Mr Mugabe is still there, seemingly ducking and weaving – and haggling?

From the point of view of diplomatic technique, this is another awkward Bad Leader moment.

When a Bad Leader finally runs out of road, he (it is almost always a he) above all wants to save his own sorry skin and ideally some sort of reputation too.

Plus around him are all sorts of malign growths which have developed in his shadow and have every reason to keep him propped up in place, so as to protect their ill-gotten gains and privileges for as long as possible.

Meanwhile millions of people whose lives and hopes have been wrecked by this tiny elite urgently want an end to their misery, but also feel that somehow justice should be done so that the Bad Leader and his cohorts do not at the end tip-toe away from their crimes unpunished and without being called to account for what they have done.

Thus the leading democrats’ conundrum. Do you try to prise away the Bad Leader’s powerful core supporters with promises of some sort of life under a new, better system, or at least a possible amnesty? Or do you forcibly bring the whole evil structure crashing down with the risk of plenty of chaotic bloodshed (including maybe your own) and no clear road to success?
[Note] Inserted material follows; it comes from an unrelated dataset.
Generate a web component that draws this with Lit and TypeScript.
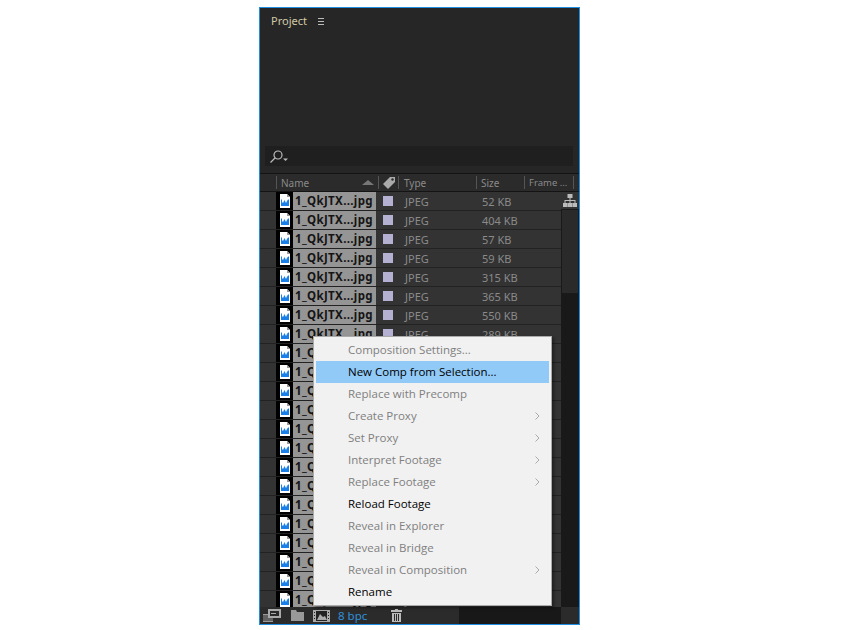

If you do try to bring some of the Bad Supporters on board you risk opening yourself to the charge that ‘nothing has changed’ and that all your promises were hollow. But maybe you can spin that by noisily talking about ‘national reconciliation’ and the need to ‘look to the future’?

This problem has arisen many times in recent history. See the debates still rumbling on in Poland over the deal struck by Solidarity with the Communists, which President Kaczynski and many others think was too generous to the erstwhile oppressors. 

Or take the fall of Milosevic, where Zoran Djindjic managed to get some of the worst Milosevic gangsters to arrest him – who else would or could do it? Those same gangster structures murdered Djindjic too when he came after them.

South Africa finessed this problem to some extent by its Truth and Reconciliation process. Even if the worst apartheid oppressors were not all punished, they at least were forced to confront their victims.

There is no clear answer. Bad Leaders necessarily create a filthy moral and political wasteland around them, making it next to impossible for anyone honest operating there to stay and look clean.

My view?

Bad Leaders should not escape unpunished. If they do so, their evil influence will linger on and poison the atmosphere.

Freedom can put down deep strong roots only in clean, clear soil with fresh water. Those who want freedom may have to pay a high price to get it, adding to all the other high prices they have already paid suffering during its long absence.  

One thing alone is sure. The ‘international community’ will not be braver than the people on the ground, and will come up with all sorts of reasons for ‘avoiding bloodshed’, ‘showing restraint’, ‘being merciful’ and ‘conciliatory’.

And all sorts of people fatuously will try to claim that even the likes of Mugabe are far better than Western Imperialism.

Why? Because as well as the small number of Really Bad Leaders there are plenty of Fairly Bad Leaders out there who have a great interest in not seeing crime punished anywhere, thereby setting a firm precedent for honesty and decency. 

In the seedy circumstances of international politics, too much Honesty and Decency could be … unhelpful.